MAKING YOUR TYPE READER-FRIENDLY
Good typography will help your reader grasp what you’re trying to say. Bad typography can foil the chance of your reader getting your message. Here are some guidelines to keep bad typography at bay and avoid making your ad one of those bad ones that happens to good practices:
- All caps can impede reading. Save the all-caps mode for small areas of copy, like headlines. The same goes for all italics.
- Don’t confuse your reader with too many different fonts.
- Don’t put a period at the end of a headline. It’s like a full stop that will obstruct your reader from going further. A question mark where applicable, on the other hand, encourages the reader to go on to find the answer.
- Serif typefaces, like Times New Roman, are generally easier to read than sans-serif typefaces, like Gill Sans. The serifs help the eye distinguish the shape of the letter.
- Use bold face or italic for key words or ideas.
- For long body copy, use a drop cap on the first word of the first paragraph to increase interest and readership.
- Another option for long body copy is the use of 2 or more columns.
Increase readership with the use of leading (line spacing) between paragraphs. It gives the eye a much-needed break and makes copy less tedious to read.
- Reverse type—white type on a black background—is far more difficult to read than black type on a white background. Use it in moderation, if at all.
- Make sure that the type size you use is not too big or too small.
Remember that you want to make it as easy as possible for your reader to read and be motivated by your intended message. Prospective patients can’t be influenced by ads they don’t notice. Worse yet, ads they find confusing or boring will leave them with a poor impression of you. No pain, no gain doesn’t work here either.
WHO ARE YOU TRYING TO REACH? WHERE WILL YOU FIND THEM?
THE FATAL 8 POINTS TO KEEP IN MIND
(1) Don’t ever use an awful headline like “Are You a Dental Chicken?” or “We Cater to Cowards.” If you’re really sold on that concept, use something that’s not so demeaning, like “Afraid of Going to the Dentist?”
(2) Don’t ever consider using the old smiley tooth icon.
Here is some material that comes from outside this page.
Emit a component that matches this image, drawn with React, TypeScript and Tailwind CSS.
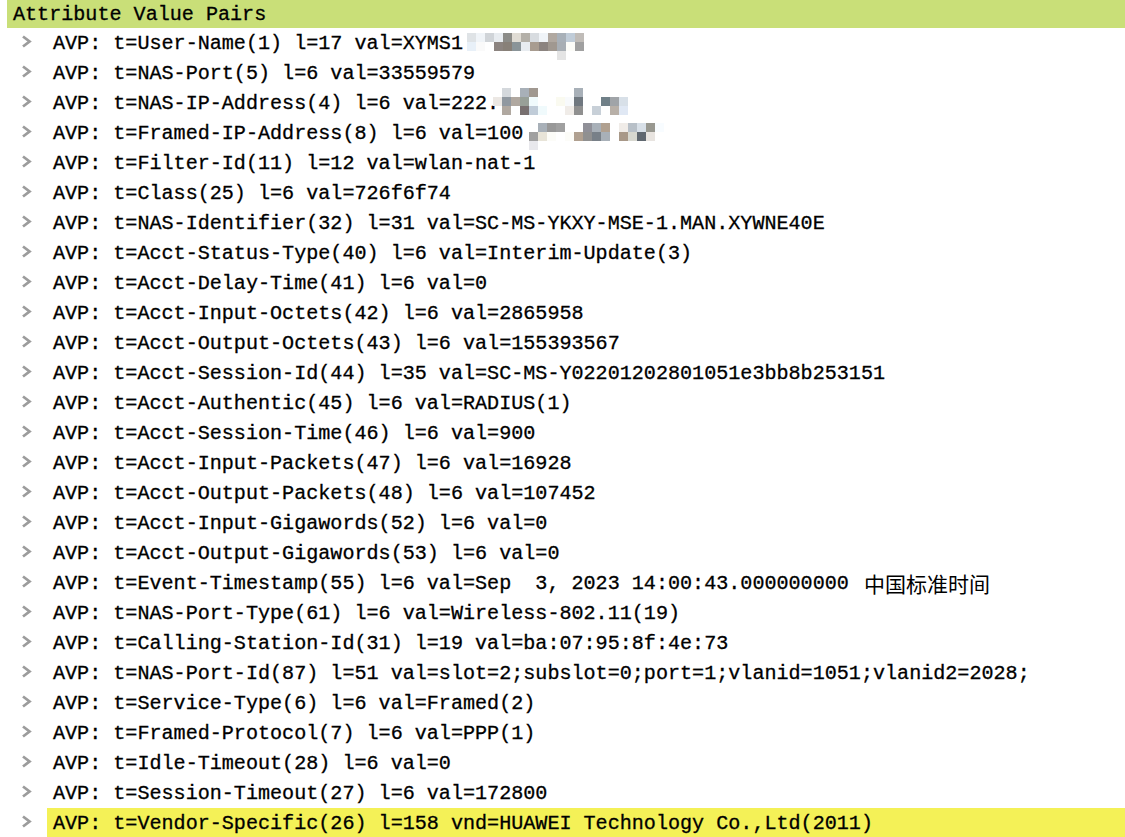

It has been laid to rest, as has the animated toothbrush. Yours is a professional practice, and although hu-mor may be used to give life to an ad, corny symbols of dentistry will never be up to the task.
(3) Don’t ever let the headline repeat what’s in the visual (graphic, illustration, or photo). The two must tell the story together, but in different ways.
(4) Don’t ever allow your creative team to mistake a bright idea for the right idea.
(5) Don’t ever forget that when an ad using logic and an ad using emotion are put head to head, emotion will win out, hands down.
(6) Don’t ever be caught short. Always have a current ad on hand—either a camera-ready slick or an electron-ic file—for those times when you get approached by your child’s teacher on Friday for an ad journal going to print on Monday.
(7) Don’t ever allow a publication to do your ad layout and design. It’s true that you get what you pay for.
(8) Don’t ever let your patient write your ad. That can be as big a mistake as your patient extracting your tooth. With a wave of his or her magic wand, a good copywriter can make the difference between an awful ad and awesome one. Isn’t that worth the price of admission?
ONE LAST THOUGHT
Advertising should be viewed as an investment, not an expense. As such, it must ultimately generate more than it costs. The truth is this: you can probably afford not to advertise. But you surely cannot afford not to advertise wisely. Keep in mind, therefore, that the wise man lowers a ladder before he jumps into the pit.